For the Mechanically Curious:

Describing it somewhat backwards from the order in which everything was finally solved: I knew I had a steering fluid leak. But it went from once a month top-offs to empty between fill-ups in the short time after leaving Colorado. Turns out there was a leaky seal in our hydro booster (I learned that the brake booster increases braking pressure hydrolically using the power steering fluid). New booster busted a rusty break line when they were bleeding the system. Another brake line blew out over night sitting there before we picked it up the next day. So thankful that happened in the shop and not bouncing up and down the Appalachian Mountains the next day. Ok, so for the real kicker; a vacuum had been created in our metal fuel tank and literally sucked it in on itself to the point where it creased in spots and cracked along a rust line. The final sign of the issue was a leak that probably didn’t develop until right around the time we broke down the second time – at least it certainly wasn’t there on our last fuel stop. On top of that, the tube on the fuel sender had been slowly bent and pinched off by the compression. To some extent it was maybe not getting enough fuel. But what’s weird is that it ran strong until right before it died that second time. So maybe the vacuum finally caused the crease, the leak, and bent the sender all at once which starved the pump. The shop owner (Wesley) said he’d never seen anything like it in 31 years. His brother who also works there – never in 40 years.
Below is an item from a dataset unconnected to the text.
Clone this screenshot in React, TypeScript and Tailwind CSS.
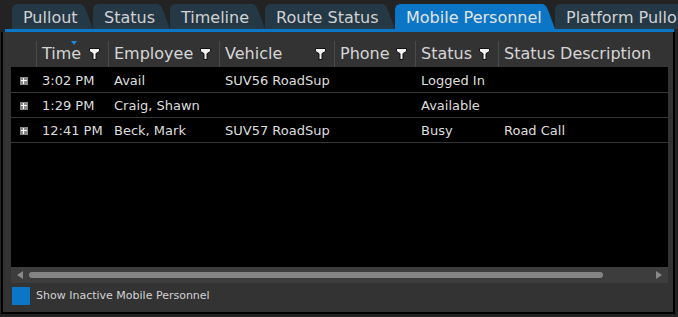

When I was getting the final run-down from Wesley, he said it should run better than it ever has before. And he was right. We pulled through the mountains along I-80 (admittedly nothing massive, but still) with more power than the other couple times we’ve tackled that same route. It was almost a joy to tow with it. But that was a LONG day. I realized it was only 500 miles from Cincinnati (where we stopped the night before to spend a few albeit way too short hours with dear friends there) to the farm. Before, I was thinking it was 600, but maybe that was from Louisville. Anyway, we made a family-unanimous decision to push through and get here from Cincinnati in one day. The kids especially. And they did great – even voluntarily foregoing run-around stops at rest areas to pull it off. We’re all so glad we did too!

It is so peaceful here and such a wonderful blessing to be back. The only thing that would make it better would be if our friends were here too. But we’re glad that they are having a special family trip and look forward to their return.